Ein weiteres Beispiel (zumindest eine Vermutung von mir) für Bemühungen, nach außen hin ein gutes Bild abzugeben und Touristen anzuziehen, ist das Hotel, was ihr auf dem Foto unten seht. Ist die Fassade wohl frisch renoviert und erstrahlt in einem freundlichen Grün, so scheint das Haus bei genauerer Betrachtung der Seitenwände auseinander zu fallen.
Die Fußgängerzone und ein Hotel
Kommt man nach zwei Monaten Aufenthalt im lebhaften, modernen und weltoffenen Prag an einen Ort wie Teplice nad Metují, hat man das Gefühl, die Hauptstadt nicht nur räumlich verlassen zu haben, sondern auch in der Zeit ein paar Jahre zurück gereist zu sein. Es wird klar, dass sich noch nicht überall im Land Ost- und West in dem Maße getroffen und verschmolzen haben, wie das in Prag der Fall ist, dass nicht mehr das ist, was man sich unter Osteuropa vorstellt.
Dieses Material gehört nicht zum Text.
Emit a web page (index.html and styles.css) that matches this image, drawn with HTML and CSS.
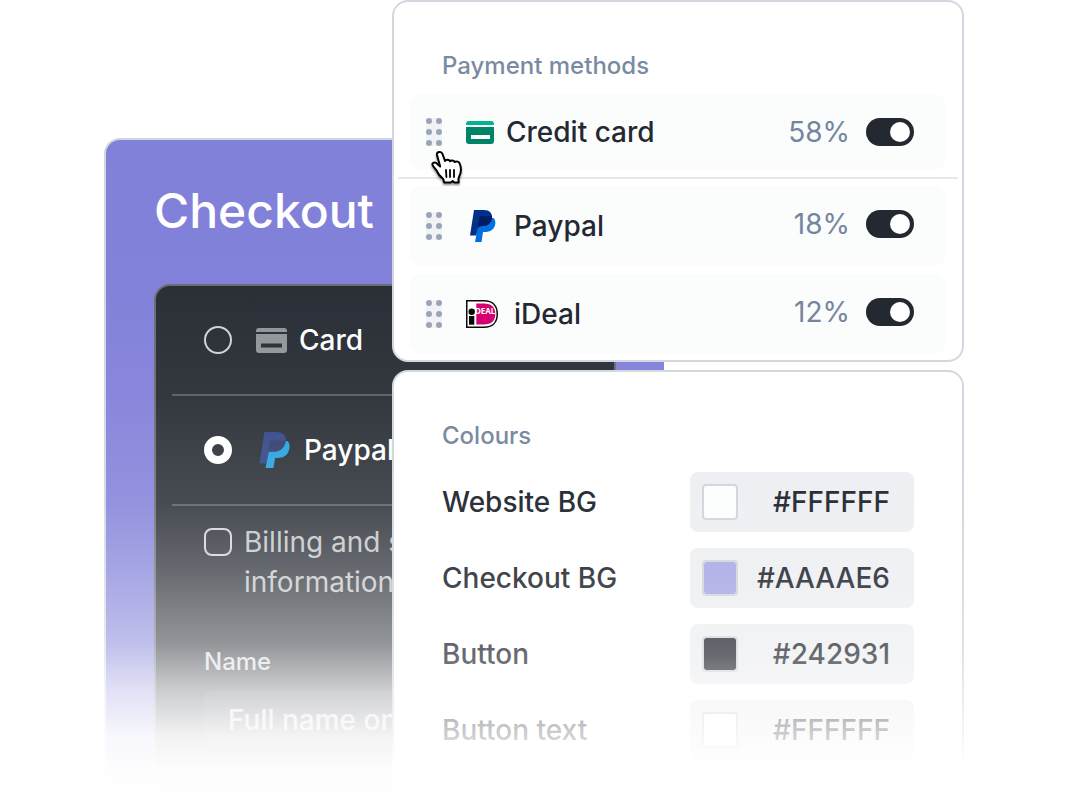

Es war ein wunderschönes Wochenende, eine sehr interessante Erfahrung und ein Stück Kennen lernen der wirklichen Tschechischen Republik.
Ich kann wirklich jedem empfehlen, Prag einmal zu verlassen und eine Reise wie diese anzutreten, zumal die Zugfahrt hin- und zurück ca. 300 Kronen und auch die wirklich schöne Unterkunft nur 315 Kronen pro Nacht gekostet hat.